Vuelve a citarse a Jaime Gil de Biedma estos días, como siempre que nos pica el gusanillo destructor: “De todas las historias de la Historia / sin duda la más triste es la de España, / porque termina mal”. Por primera vez en esta triste historia llevamos treinta y nueve años en que no terminamos de terminar mal, y puede que probablemente sigamos sin hacerlo. Pero es indisimulable la impaciencia en muchos. Como si no se hubiesen enterado de nada. Como si los habitasen los “demonios” de que hablaba ese mismo poema.
Tras el anuncio de abdicación del Rey se han adueñado de la escena dos problemas que son falsos; pero que son también síntomas de un problema verdadero.
El primer problema falso es el de que el sector de la población que no tenía edad para votar la Constitución en 1978, o que nació después, debe poder manifestar si acepta esa Constitución y el régimen monárquico que determina, o si prefiere una república. Es un problema falso porque nada les impedirá a las generaciones nuevas cambiar la Constitución y establecer una república cuando conformen una mayoría abrumadora que lo reclame. Podrán organizarse, decidirlo y votarlo. Limpiamente. ¿Dónde está el problema? Si no se hace ahora, es porque esa mayoría abrumadora (la representada en el Parlamento) no existe. Los tiempos, por otro lado, parece que van en esa dirección. Solo tienen que esperar.
El segundo problema falso es el de considerar que vivir en una monarquía constitucional es peor que vivir en una república. Lo que podría justificar la prisa por la república. Pero a estas alturas sabemos que lo que determina la vida en un país es la democracia, la libertad, la paz, el imperio de la ley y el progreso. La forma de gobierno no garantiza ni entorpece, de manera sustancial, ninguna de estas cosas. La república, ciertamente, supone una culminación más racional; y dispone de más medios para prescindir de un jefe del Estado que no funcione. Pero en tanto el rey de turno funcione, la urgencia desaparece.

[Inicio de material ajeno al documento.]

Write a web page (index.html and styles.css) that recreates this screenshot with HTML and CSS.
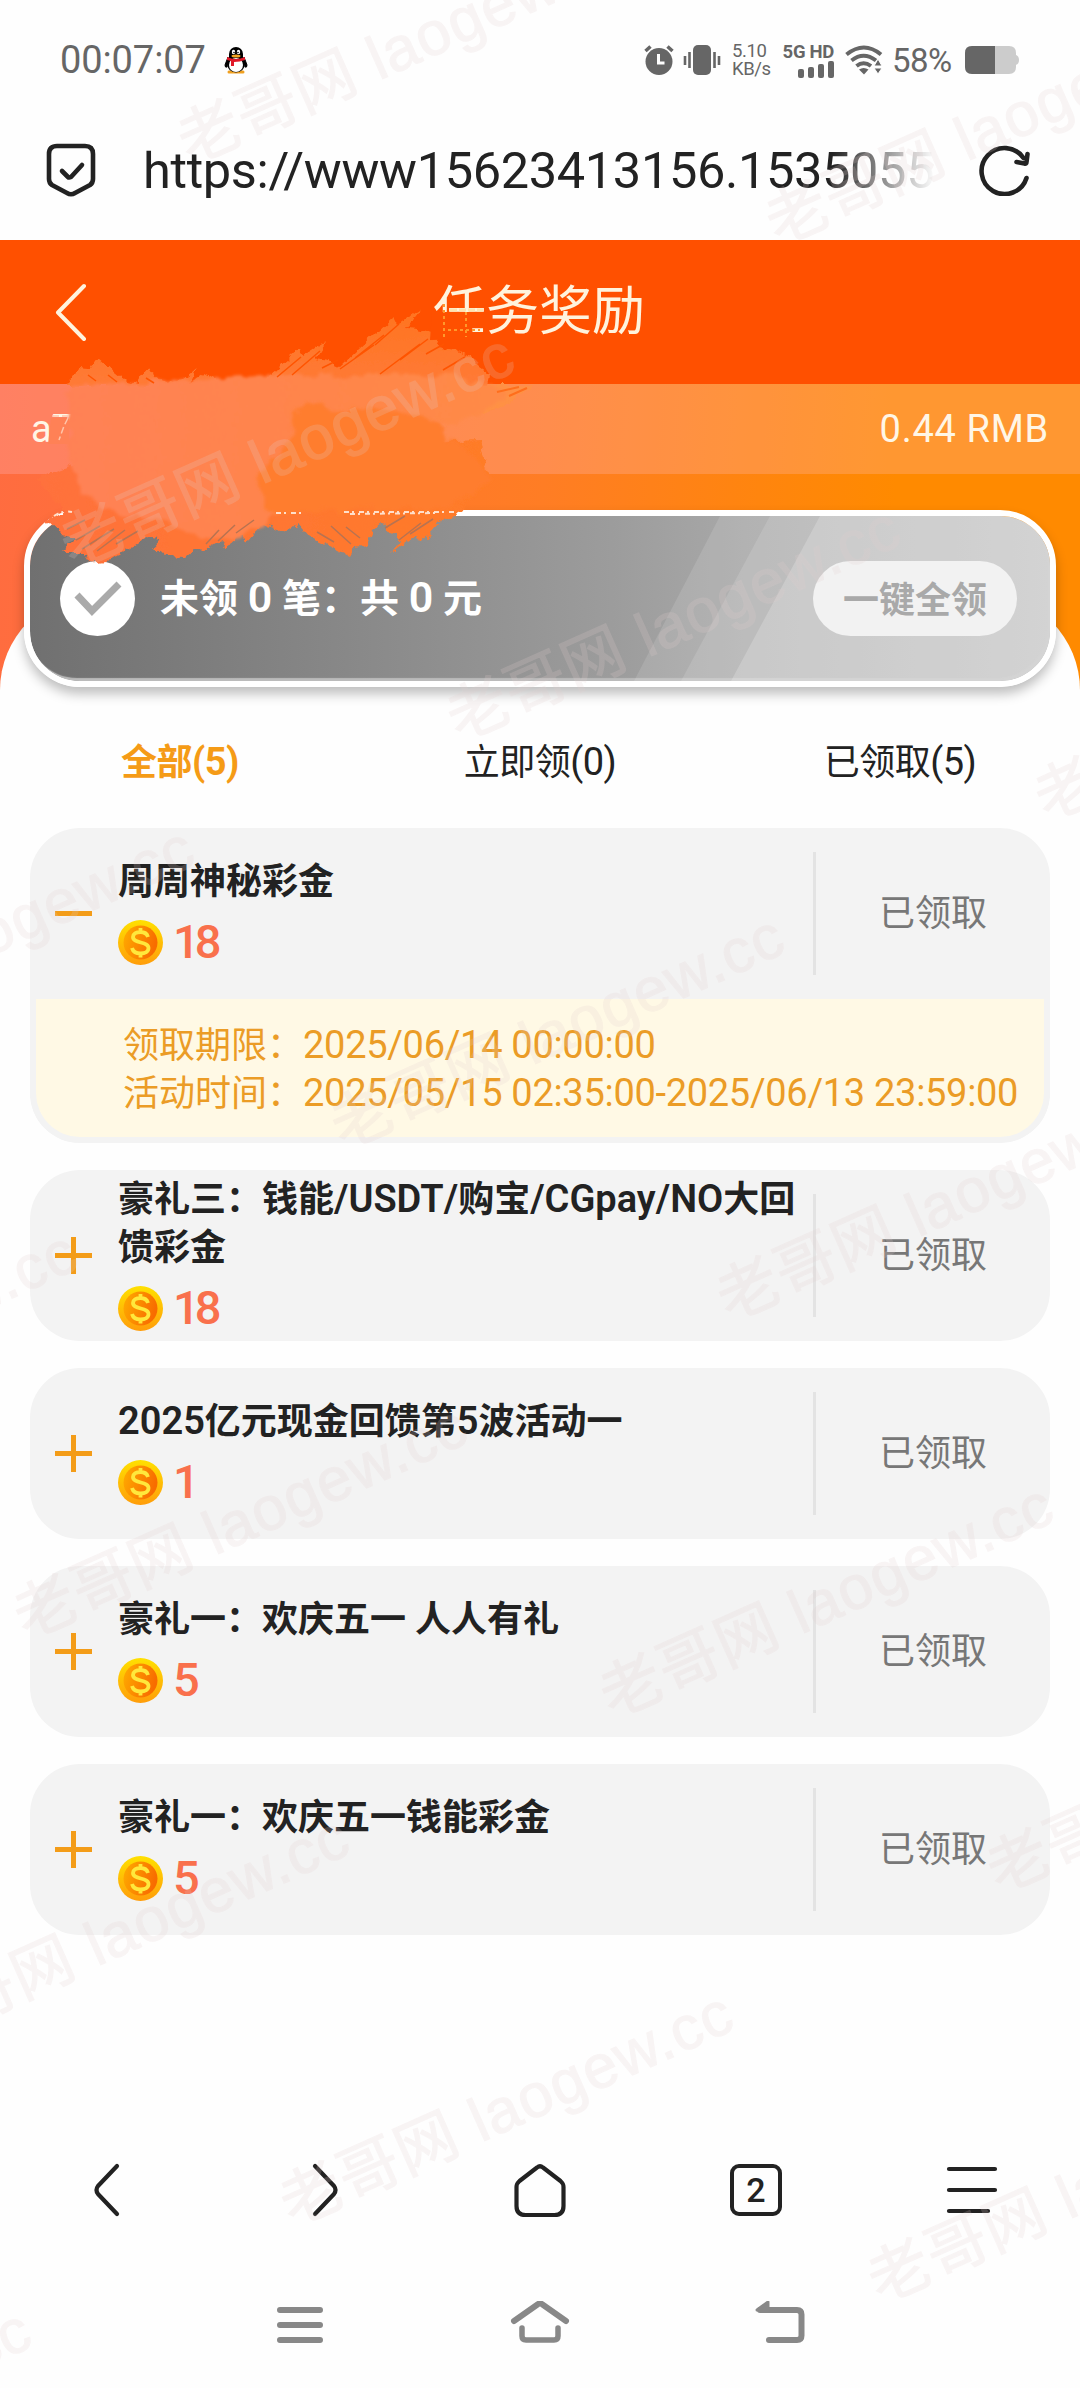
FILE: index.html
```html
<!DOCTYPE html>
<html lang="zh-CN">
<head>
<meta charset="utf-8">
<title>任务奖励</title>
<link rel="stylesheet" href="styles.css">
</head>
<body>
<div class="screen">
  <header class="status">
    <span class="clock">00:07:07</span>
    <svg class="penguin" width="24" height="28" viewBox="0 0 24 28">
      <path d="M5 26h6M13 26h6" stroke="#f0a020" stroke-width="3" stroke-linecap="round"/>
      <path d="M4 11L1 19q0 3 2 2zM20 11l3 8q0 3-2 2z" fill="#000" stroke="#000"/>
      <ellipse cx="12" cy="18" rx="9" ry="8.500" fill="#000"/>
      <ellipse cx="12" cy="19" rx="7" ry="7" fill="#fff"/>
      <path d="M5 12V8a7 7 0 0 1 14 0v4z" fill="#000"/>
      <ellipse cx="9.500" cy="6" rx="1.700" ry="2.300" fill="#fff"/><ellipse cx="14.500" cy="6" rx="1.700" ry="2.300" fill="#fff"/>
      <circle cx="10" cy="6.500" r=".8"/><circle cx="14" cy="6.500" r=".8"/>
      <ellipse cx="12" cy="10" rx="4.500" ry="1.500" fill="#f5a623"/>
      <path d="M3 11q9 4 18 0v3q-5 2-11 2v4H7v-5l-4-1z" fill="#e01828"/>
    </svg>
    <span class="grow"></span>
    <svg class="alarm" width="30" height="30" viewBox="0 0 30 30">
      <circle cx="15" cy="16.500" r="13.500" fill="#666"/>
      <path d="M1.500 6l5-4.500M28.500 6l-5-4.500" stroke="#666" stroke-width="3.500"/>
      <path d="M14.500 9v9h6" fill="none" stroke="#fff" stroke-width="3"/>
    </svg>
    <svg class="vibrate" width="38" height="32" viewBox="0 0 38 32">
      <rect x="10" y="1" width="18" height="30" rx="5" fill="#666"/>
      <path d="M2 12v9M6.500 8v16M31.500 8v16M36 12v9" stroke="#666" stroke-width="2.600"/>
    </svg>
    <span class="speed">5.10<br>KB/s</span>
    <span class="network">
      <b>5G HD</b>
      <svg width="36" height="17" viewBox="0 0 36 17" fill="#666"><rect y="8" width="6" height="9" rx="2"/><rect x="10" y="6" width="6" height="11" rx="2"/><rect x="20" y="3" width="6" height="14" rx="2"/><rect x="30" width="6" height="17" rx="2"/></svg>
    </span>
    <svg class="wifi" width="38" height="30" viewBox="0 0 38 30" fill="none" stroke="#666" stroke-width="4">
      <path d="M1.500 9.500Q19-4.500 36 9.500M6.500 15.500q12-9.500 24.500 0M11.500 21q7-5.500 14.500 0"/>
      <path d="M14 24.500q4.500-3 9.500 0l-4.500 5z" fill="#666" stroke="none"/>
      <path d="M29 21l4-7 4 7zM29 23h8l-4 6z" fill="#666" stroke="#fff" stroke-width="1"/>
    </svg>
    <span class="percent">58%</span>
    <svg class="battery" width="54" height="28" viewBox="0 0 54 28">
      <path d="M7 0h37q7 0 7 7v2q3 1 3 5t-3 5v2q0 7-7 7H7q-7 0-7-7V7q0-7 7-7z" fill="#ccc"/>
      <path d="M30 0H7Q0 0 0 7v14q0 7 7 7h23z" fill="#666"/>
    </svg>
  </header>

  <div class="address">
    <svg width="50" height="54" viewBox="0 0 50 54" fill="none" stroke="#222" stroke-width="4.600" stroke-linecap="round" stroke-linejoin="round">
      <path d="M11 3h28q8 0 8 8v25q0 4-3 6L29 50q-4 2.500-8 0L6 42q-3-2-3-6V11q0-8 8-8z"/>
      <path d="M16 28l6 6q1 1 3 0L36 22"/>
    </svg>
    <span class="url">https://www15623413156.1535055</span>
    <svg class="reload" width="52" height="52" viewBox="0 0 52 52" fill="none" stroke="#222" stroke-width="4.600" stroke-linecap="round" stroke-linejoin="round">
      <path d="M44.500 14A23 23 0 1 0 47.500 34"/><path d="M48.500 10l-1 8q0 2-2 1.500l-8-1.500"/>
    </svg>
  </div>

  <main class="page">
    <div class="titlebar">
      <svg width="32" height="58" viewBox="0 0 32 58" fill="none" stroke="#fff3dd" stroke-width="4" stroke-linecap="round" stroke-linejoin="round"><path d="M29 3L3 29.500 29 56"/></svg>
      <h1>任务奖励</h1>
    </div>

    <section class="hero">
      <div class="account"><span>a7</span><span class="balance">0.44 RMB</span></div>
      <div class="summary">
        <svg class="stripes" width="1020" height="165" viewBox="0 0 1020 165">
          <path d="M690 0H1020V165H604z" fill="#fff" fill-opacity=".12"/>
          <path d="M740 0H1020V165H651z" fill="#fff" fill-opacity=".13"/>
          <path d="M790 0H1020V165H701z" fill="#fff" fill-opacity=".2"/>
        </svg>
        <svg class="badge" width="75" height="75" viewBox="0 0 75 75"><circle cx="37.500" cy="37.500" r="37.500" fill="#fff"/><path d="M17 34l15 16 27-27" fill="none" stroke="#aaa" stroke-width="7"/></svg>
        <strong>未领 <i>0</i> 笔：共 <i>0</i> 元</strong>
        <button class="claim">一键全领</button>
      </div>
      <svg class="brush" width="1080" height="330" viewBox="0 240 1080 330">
        <defs>
          <linearGradient id="upper" gradientUnits="userSpaceOnUse" x1="40" x2="560" y1="0" y2="0"><stop offset="0" stop-color="#ff8156"/><stop offset=".55" stop-color="#ff854b"/><stop offset="1" stop-color="#ff8c44"/></linearGradient>
          <linearGradient id="lower" gradientUnits="userSpaceOnUse" x1="40" x2="480" y1="0" y2="0"><stop offset="0" stop-color="#ff713c"/><stop offset="1" stop-color="#ff7b28"/></linearGradient>
          <linearGradient id="spikes" gradientUnits="userSpaceOnUse" x1="0" x2="0" y1="310" y2="384"><stop offset="0" stop-color="#ff7420"/><stop offset="1" stop-color="#ff7a36"/></linearGradient>
          <filter id="rough" x="-5%" y="-5%" width="110%" height="110%"><feTurbulence type="fractalNoise" baseFrequency=".12" numOctaves="3" seed="4"/><feDisplacementMap in="SourceGraphic" scale="9" xChannelSelector="R" yChannelSelector="G"/></filter>
          <filter id="soft" x="-10%" y="-10%" width="120%" height="120%"><feTurbulence type="fractalNoise" baseFrequency=".06" numOctaves="3" seed="7"/><feDisplacementMap in="SourceGraphic" scale="18" xChannelSelector="R" yChannelSelector="G"/><feGaussianBlur stdDeviation="1.500"/></filter>
        </defs>
        <g filter="url(#rough)">
          <path fill="url(#lower)" d="M36 478L100 455 480 440 488 476 462 511 437 524 420 543 416 535 392 553 400 540 396 535 390 533 383 523 373 531 367 545 355 547 350 556 330 546 310 537 298 523 287 531 262 524 247 541 244 534 222 549 224 540 208 549 195 548 185 557 165 556 153 548 160 540 147 537 130 547 110 560 90 563 82 552 62 552 75 540 62 535 47 521 65 511z"/>
          <path fill="url(#spikes)" d="M66 386L78 367 90 368 97 358 122 380 136 384 146 368 168 383 182 380 197 368 189 385 204 373 228 386 258 386 300 348 304 355 326 341 315 359 327 361 340 367 393 317 397 325 421 309 407 328 418 329 440 334 437 347 455 350 470 357 480 367 489 373 487 386z"/>
          <path d="M488 385l46 0-38 25-38 6z" fill="#ff9144"/>
        </g>
        <path filter="url(#soft)" fill="url(#upper)" d="M68 455L68 396 72 386 130 383 300 374 440 376 495 386 510 395 488 410 458 423 430 420 390 460 300 480 272 517 236 535 212 542 190 530 150 520 110 510 75 486z"/>
        <path filter="url(#soft)" fill="#ff7d2d" d="M300 405l24 2 20 3 40-2 34 6 22 9 10 17 16 10 20 24 3 5-19 15-22 15-58 0-120 3-10-16-6-20 24-20 14-25z"/>
        <g fill="none" stroke="#ff5400" stroke-width="1.500"><path d="M277 377l24-20M292 375l28-24M322 368l16-8M340 369l34-24M355 358l29-23M375 345l24-21M380 374l40-30M400 360l28-21M426 354l18-10M443 370l22-13M88 375l8 6M108 375l9 7M146 378l8 5"/></g>
        <g fill="none" stroke="#ff6e1c" stroke-width="2"><path d="M497 392l22-5M509 396l18-8"/></g>
        <g fill="none" stroke="#b87351" stroke-width="1.500"><path d="M67 529l18-9M76 540l24-14M82 549l32-20M97 551l28-21M116 544l22-13M206 544l13-14M218 541l17-16M236 533l18-13M317 532l17 10M331 526l20 18M346 527l14 11M399 540l22-17M410 534l23-15M385 528l20-12"/></g>
        <g fill="none" stroke="#ffdfca" stroke-width="2" stroke-dasharray="5 3 2 5"><path d="M54 516q9-6 18-4M276 513h30M344 512h112M350 514l90-1"/></g>
        <path d="M432 312h39l2 27-43 1z" fill="#ff5000"/>
        <path d="M444 304v34M466 312v25M448 330h32" fill="none" stroke="#ff982b" stroke-width="2" stroke-dasharray="3 3"/>
        <path d="M450 310h33" stroke="#ffe4ae" stroke-width="3" stroke-dasharray="7 2"/>
        <path d="M51 418h18v26H48z" fill="#ff8156"/>
        <path d="M52 416h17M68 418l-4 8-5 14" fill="none" stroke="#ffc5aa" stroke-width="1.500" stroke-dasharray="7 3"/>
      </svg>
    </section>

    <section class="panel">
      <nav class="tabs"><span class="active">全部<i>(5)</i></span><span>立即领<i>(0)</i></span><span>已领取<i>(5)</i></span></nav>
      <div class="list">
        <article class="card">
          <div class="row">
            <span class="toggle"></span>
            <div class="info"><h2>周周神秘彩金</h2><div class="prize"><svg class="coin"><use href="#coin"/></svg>18</div></div>
            <span class="state">已领取</span>
          </div>
          <div class="detail">
            <p>领取期限：<i>2025/06/14 00:00:00</i></p>
            <p>活动时间：<i>2025/05/15 02:35:00-2025/06/13 23:59:00</i></p>
          </div>
        </article>
        <article class="card">
          <div class="row">
            <span class="toggle plus"></span>
            <div class="info"><h2>豪礼三：钱能<i>/USDT/</i>购宝<i>/CGpay/NO</i>大回<br>馈彩金</h2><div class="prize"><svg class="coin"><use href="#coin"/></svg>18</div></div>
            <span class="state">已领取</span>
          </div>
        </article>
        <article class="card">
          <div class="row">
            <span class="toggle plus"></span>
            <div class="info"><h2><i>2025</i>亿元现金回馈第<i>5</i>波活动一</h2><div class="prize"><svg class="coin"><use href="#coin"/></svg>1</div></div>
            <span class="state">已领取</span>
          </div>
        </article>
        <article class="card">
          <div class="row">
            <span class="toggle plus"></span>
            <div class="info"><h2>豪礼一：欢庆五一 人人有礼</h2><div class="prize"><svg class="coin"><use href="#coin"/></svg>5</div></div>
            <span class="state">已领取</span>
          </div>
        </article>
        <article class="card">
          <div class="row">
            <span class="toggle plus"></span>
            <div class="info"><h2>豪礼一：欢庆五一钱能彩金</h2><div class="prize"><svg class="coin"><use href="#coin"/></svg>5</div></div>
            <span class="state">已领取</span>
          </div>
        </article>
      </div>
    </section>
  </main>

  <footer class="toolbar">
    <svg width="54" height="56" viewBox="0 0 54 56"><path d="M36 4L17 24q-3 4 0 8L36 52"/></svg>
    <svg width="54" height="56" viewBox="0 0 54 56"><path d="M18 4l19 20q3 4 0 8L18 52"/></svg>
    <svg width="54" height="56" viewBox="0 0 54 56"><path d="M24 5.500L6.500 19Q3.500 21.500 3.500 25v19q0 9 9 9h29q9 0 9-9V25q0-3.500-3-6L30 5.500q-3-2.500-6 0z"/></svg>
    <span class="count">2</span>
    <svg width="54" height="56" viewBox="0 0 54 56"><path d="M4 7h46M4 28h46M4 49h39"/></svg>
  </footer>
  <footer class="system">
    <svg width="60" height="48" viewBox="0 0 60 48"><path d="M10 9h40M10 24h40M10 39h40"/></svg>
    <svg width="60" height="48" viewBox="0 0 60 48"><path d="M4 20L27.500 3.500q2.500-2 5 0L56 20"/><path d="M12 27v8q0 4 4 4h28q4 0 4-4v-8" stroke-width="5.500"/></svg>
    <svg width="60" height="48" viewBox="0 0 60 48"><path d="M10 9h37q4.500 0 4.500 4.500v21q0 4.500-4.500 4.500H19"/><path d="M18 1v8H7z" fill="#888" stroke-width="3"/></svg>
  </footer>

  <svg class="watermarks" width="1080" height="2388" viewBox="0 0 1080 2388">
    <defs>
      <text id="mark" x="-31" y="23">老哥网 laogew.cc</text>
      <linearGradient id="rim" x2="0" y2="1"><stop offset="0" stop-color="#ffe000"/><stop offset="1" stop-color="#ff9d0a"/></linearGradient>
      <linearGradient id="core" x2="1" y2=".3"><stop offset="0" stop-color="#ffad00"/><stop offset="1" stop-color="#f86c00"/></linearGradient>
      <symbol id="coin" viewBox="0 0 45 45">
        <circle cx="22.500" cy="22.500" r="22.500" fill="url(#rim)"/>
        <circle cx="22.500" cy="22.500" r="17" fill="url(#core)"/>
        <path d="M30 17q-1.500-5-7.500-5c-4.500 0-7.500 2-7.500 5 0 7 15.500 4 15.500 11 0 3.500-3.500 5.500-8 5.500q-7 0-8.500-5.500M22.500 8v4M22.500 33.500v4" fill="none" stroke="#ffe83c" stroke-width="3.800"/>
      </symbol>
    </defs>
    <use href="#mark" transform="translate(209 131) rotate(-24)"/>
    <use href="#mark" transform="translate(797 212) rotate(-24)"/>
    <use href="#mark" transform="translate(92 535) rotate(-24)"/>
    <use href="#mark" transform="translate(478 708) rotate(-24)"/>
    <use href="#mark" transform="translate(1066 788) rotate(-24)"/>
    <use href="#mark" transform="translate(-228 1028) rotate(-24)"/>
    <use href="#mark" transform="translate(362 1116) rotate(-24)"/>
    <use href="#mark" transform="translate(748 1288) rotate(-24)"/>
    <use href="#mark" transform="translate(-345 1432) rotate(-24)"/>
    <use href="#mark" transform="translate(45 1606) rotate(-24)"/>
    <use href="#mark" transform="translate(631 1685) rotate(-24)"/>
    <use href="#mark" transform="translate(1018 1860) rotate(-24)"/>
    <use href="#mark" transform="translate(-73 2017) rotate(-24)"/>
    <use href="#mark" transform="translate(311 2193) rotate(-24)"/>
    <use href="#mark" transform="translate(899 2270) rotate(-24)"/>
    <use href="#mark" transform="translate(-391 2510) rotate(-24)"/>
  </svg>
</div>
</body>
</html>
```
FILE: styles.css
```css
* { box-sizing: border-box; }
body { margin: 0; background: #fefefe; }
h1, h2, p { margin: 0; }
i { font-style: normal; font-size: 38px; line-height: 1; }

.screen {
  position: relative;
  display: flex;
  flex-direction: column;
  width: 1080px;
  height: 2388px;
  overflow: hidden;
  font-family: Roboto, "Noto Sans CJK SC", sans-serif;
  font-size: 36px;
  color: #222;
}

/* Phone status bar */
.status { display: flex; align-items: center; height: 120px; padding: 0 61px 0 60px; color: #666; }
.clock { font-size: 38px; letter-spacing: -0.1px; }
.penguin { margin-left: 18px; }
.grow { flex: 1; }
.alarm { margin-right: 9px; }
.vibrate { margin-right: 11px; }
.speed { width: 37px; font-size: 18.5px; line-height: 18px; letter-spacing: -0.4px; margin-right: 12px; white-space: nowrap; }
.network { display: flex; flex-direction: column; align-items: flex-end; width: 53px; font-size: 18.5px; line-height: 18px; letter-spacing: -0.3px; margin-right: 11px; white-space: nowrap; }
.wifi { margin-right: 9px; }
.percent { width: 65px; font-size: 33px; letter-spacing: -0.5px; margin-right: 8px; }

/* Address bar */
.address { display: flex; align-items: center; height: 120px; padding: 0 49px 20px 46px; }
.url {
  width: 792px;
  margin-left: 47px;
  overflow: hidden;
  font-size: 50.5px;
  letter-spacing: -0.35px;
  white-space: nowrap;
  -webkit-mask-image: linear-gradient(90deg, #000 87%, transparent 100%);
  mask-image: linear-gradient(90deg, #000 87%, transparent 100%);
}
.reload { margin-left: auto; }

/* Page heading and account */
.page { height: 1860px; }
.titlebar { display: grid; grid-template-columns: 1fr auto 1fr; align-items: center; height: 144px; padding: 0 57px 0 55px; background: #ff5000; color: #fff3dd; }
.titlebar h1 { margin-top: 0; font-size: 53px; font-weight: 400; line-height: 78px; }
.titlebar svg { margin-top: -1px; }
.hero { position: relative; height: 306px; background: linear-gradient(94deg, #ff6c40, #ff7d24 50%, #ff8a00 82%); }
.hero::after { content: ""; display: block; height: 96px; margin-top: -93px; border-radius: 96px 96px 0 0; background: #fefefe; }
.account { display: flex; align-items: center; justify-content: space-between; height: 90px; padding: 0 31px; background: rgba(255, 205, 230, .21); color: #fff6e6; font-size: 38px; }
.balance { letter-spacing: 0.7px; }
.summary {
  position: relative;
  z-index: 1;
  display: flex;
  align-items: center;
  width: 1032px;
  height: 177px;
  margin: 36px 24px 0;
  padding: 0 33px 0 30px;
  border: 6px solid #fff;
  border-radius: 56px;
  background: linear-gradient(90deg, #707070, #9c9c9c 57%, #a8a8a8 70%, #b8b8b8) padding-box;
  box-shadow: 0 7px 12px rgba(0, 0, 0, .25);
  color: #fff;
}
.stripes { position: absolute; inset: 0; border-radius: 50px; box-shadow: inset -3px -3px 1px #bbb; }
.badge, .summary strong, .claim { position: relative; }
.summary strong { margin-left: 25px; font-size: 39px; font-weight: 700; line-height: 54px; white-space: pre; }
.summary i { font-size: 43px; font-weight: 600; }
.claim { width: 204px; height: 75px; margin-left: auto; padding: 0 0 4px; border: 0; border-radius: 38px; background: #f2f2f2; color: #a9a9a9; font: 700 36px/58px "Noto Sans CJK SC", sans-serif; }
.brush { position: absolute; z-index: 2; left: 0; top: -144px; }

/* Reward list */
.panel { background: #fefefe; }
.tabs { display: grid; grid-template-columns: repeat(3, 1fr); align-items: center; height: 138px; padding-top: 7px; text-align: center; }
.tabs span { line-height: 54px; letter-spacing: -0.5px; }
.tabs .active { color: #f59b16; font-weight: 700; }
.list { display: flex; flex-direction: column; gap: 27px; padding: 0 30px; }
.card { overflow: hidden; border-radius: 50px; background: #f3f3f3; }
.row { display: flex; align-items: center; height: 171px; }
.toggle { position: relative; width: 37px; height: 37px; margin: 0 26px 0 25px; background: linear-gradient(#f39c18, #f39c18) center / 37px 5px no-repeat; }
.plus { background: linear-gradient(#f39c18, #f39c18) center / 37px 5px no-repeat, linear-gradient(#f39c18, #f39c18) center / 5px 37px no-repeat; }
.info { width: 695px; white-space: nowrap; }
.info h2 { position: relative; top: 2px; font-size: 36px; font-weight: 700; line-height: 48px; }
.info h2 i { font-size: 38px; font-weight: 600; }
.prize { display: flex; align-items: center; height: 67px; padding-top: 9px; color: #f9704c; font-size: 47px; font-weight: 500; letter-spacing: -5px; line-height: 58px; }
.coin { width: 45px; height: 45px; margin-right: 10px; }
.state { display: flex; align-items: center; justify-content: center; flex: 1; height: 123px; padding-bottom: 7px; border-left: 3px solid #e3e3e3; color: #777; }
.detail { height: 144px; padding: 23px 0 0 87px; border: solid #f3f3f3; border-width: 0 6px 6px; border-radius: 0 0 50px 50px; background: #fff9e5; color: #eb9c26; white-space: nowrap; }
.detail p { height: 48px; line-height: 48px; }
.detail i { letter-spacing: -0.3px; }

/* Browser toolbar and system navigation */
.toolbar { display: grid; grid-template-columns: repeat(5, 216px); place-items: center; height: 180px; }
.toolbar svg { fill: none; stroke: #222; stroke-width: 4.200; stroke-linecap: round; stroke-linejoin: round; }
.count { width: 52px; height: 52px; border: 4px solid #222; border-radius: 9px; font-size: 34px; font-weight: 500; line-height: 44px; text-align: center; }
.system { display: grid; grid-template-columns: repeat(3, 240px); place-content: center; place-items: center; height: 90px; }
.system svg { fill: none; stroke: #888; stroke-width: 6; stroke-linecap: round; stroke-linejoin: round; }

.watermarks { position: absolute; inset: 0; z-index: 5; pointer-events: none; fill: rgb(226, 206, 206); font: 61.500px "Liberation Sans", "Noto Sans CJK SC", sans-serif; letter-spacing: 1.300px; }
#mark { stroke: rgb(226, 206, 206); stroke-width: 1.200px; opacity: .2; }
```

El problema real, el que está por debajo de los falsos problemas anteriores, es el de que quienes están en ellos consideran que la Constitución de 1978 es ilegítima. Y están en el primer falso problema porque quieren legitimarla. Y están en el segundo porque para ellos lo prioritario no es la vida en un régimen democrático, en el que quepan todos. Si así fuera, el régimen resultante, aun siendo una república, resultaría muy parecido al consensuado en 1978. Por lo que, como he indicado, lo único que tendrían que hacer es esperar a que una mayoría abrumadora los apoyara.
Pero la urgencia, el ruido, los gritos de exigencia, denotan otra cosa: que utilizan la república como una herramienta de exclusión. Pretenden saldar con ella viejos rencores históricos, como los que han movido siempre la historia de España. Volver a las andadas, como si en 1978 no hubiésemos conseguido que el poema de Gil de Biedma dejara de tener razón.